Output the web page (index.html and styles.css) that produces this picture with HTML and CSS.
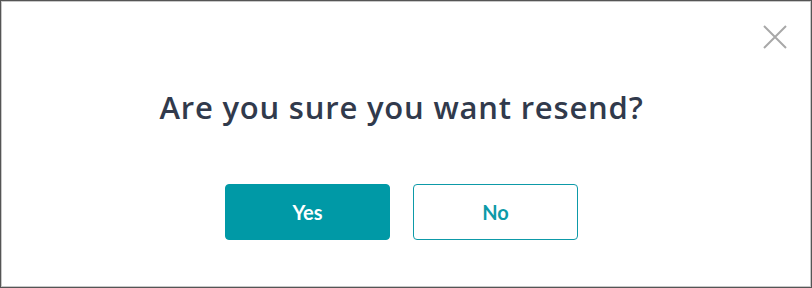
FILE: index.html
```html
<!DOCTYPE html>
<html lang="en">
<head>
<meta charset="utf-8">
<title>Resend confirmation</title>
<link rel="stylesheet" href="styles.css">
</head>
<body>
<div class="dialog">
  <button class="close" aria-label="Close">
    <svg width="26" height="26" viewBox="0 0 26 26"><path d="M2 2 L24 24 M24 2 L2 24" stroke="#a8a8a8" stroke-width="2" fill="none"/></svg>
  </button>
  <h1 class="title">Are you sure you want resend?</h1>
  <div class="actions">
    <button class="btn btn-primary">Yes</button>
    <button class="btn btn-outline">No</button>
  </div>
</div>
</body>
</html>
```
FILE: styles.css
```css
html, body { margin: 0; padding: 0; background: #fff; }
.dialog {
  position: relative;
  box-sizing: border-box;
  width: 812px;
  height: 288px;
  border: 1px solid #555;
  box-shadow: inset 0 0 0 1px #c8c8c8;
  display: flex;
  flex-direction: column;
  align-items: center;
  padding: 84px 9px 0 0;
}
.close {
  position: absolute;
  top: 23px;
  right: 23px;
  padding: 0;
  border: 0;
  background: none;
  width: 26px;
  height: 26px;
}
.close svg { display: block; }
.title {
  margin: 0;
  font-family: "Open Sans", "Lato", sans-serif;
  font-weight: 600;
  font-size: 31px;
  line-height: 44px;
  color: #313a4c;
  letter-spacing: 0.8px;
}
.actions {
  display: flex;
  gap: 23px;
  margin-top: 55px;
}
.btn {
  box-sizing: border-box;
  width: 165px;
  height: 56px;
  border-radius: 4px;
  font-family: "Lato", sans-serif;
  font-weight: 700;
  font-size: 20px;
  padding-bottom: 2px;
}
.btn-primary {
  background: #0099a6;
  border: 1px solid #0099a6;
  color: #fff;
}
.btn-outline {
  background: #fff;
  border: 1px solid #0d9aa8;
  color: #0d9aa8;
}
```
· · · · · · ·
● Exercise goal
Transcribe the material exactly, leaving every picture out.

● Right answer
Output the web page (index.html and styles.css) that produces this picture with HTML and CSS.
FILE: index.html
```html
<!DOCTYPE html>
<html lang="en">
<head>
<meta charset="utf-8">
<title>Resend confirmation</title>
<link rel="stylesheet" href="styles.css">
</head>
<body>
<div class="dialog">
  <button class="close" aria-label="Close">
    <svg width="26" height="26" viewBox="0 0 26 26"><path d="M2 2 L24 24 M24 2 L2 24" stroke="#a8a8a8" stroke-width="2" fill="none"/></svg>
  </button>
  <h1 class="title">Are you sure you want resend?</h1>
  <div class="actions">
    <button class="btn btn-primary">Yes</button>
    <button class="btn btn-outline">No</button>
  </div>
</div>
</body>
</html>
```
FILE: styles.css
```css
html, body { margin: 0; padding: 0; background: #fff; }
.dialog {
  position: relative;
  box-sizing: border-box;
  width: 812px;
  height: 288px;
  border: 1px solid #555;
  box-shadow: inset 0 0 0 1px #c8c8c8;
  display: flex;
  flex-direction: column;
  align-items: center;
  padding: 84px 9px 0 0;
}
.close {
  position: absolute;
  top: 23px;
  right: 23px;
  padding: 0;
  border: 0;
  background: none;
  width: 26px;
  height: 26px;
}
.close svg { display: block; }
.title {
  margin: 0;
  font-family: "Open Sans", "Lato", sans-serif;
  font-weight: 600;
  font-size: 31px;
  line-height: 44px;
  color: #313a4c;
  letter-spacing: 0.8px;
}
.actions {
  display: flex;
  gap: 23px;
  margin-top: 55px;
}
.btn {
  box-sizing: border-box;
  width: 165px;
  height: 56px;
  border-radius: 4px;
  font-family: "Lato", sans-serif;
  font-weight: 700;
  font-size: 20px;
  padding-bottom: 2px;
}
.btn-primary {
  background: #0099a6;
  border: 1px solid #0099a6;
  color: #fff;
}
.btn-outline {
  background: #fff;
  border: 1px solid #0d9aa8;
  color: #0d9aa8;
}
```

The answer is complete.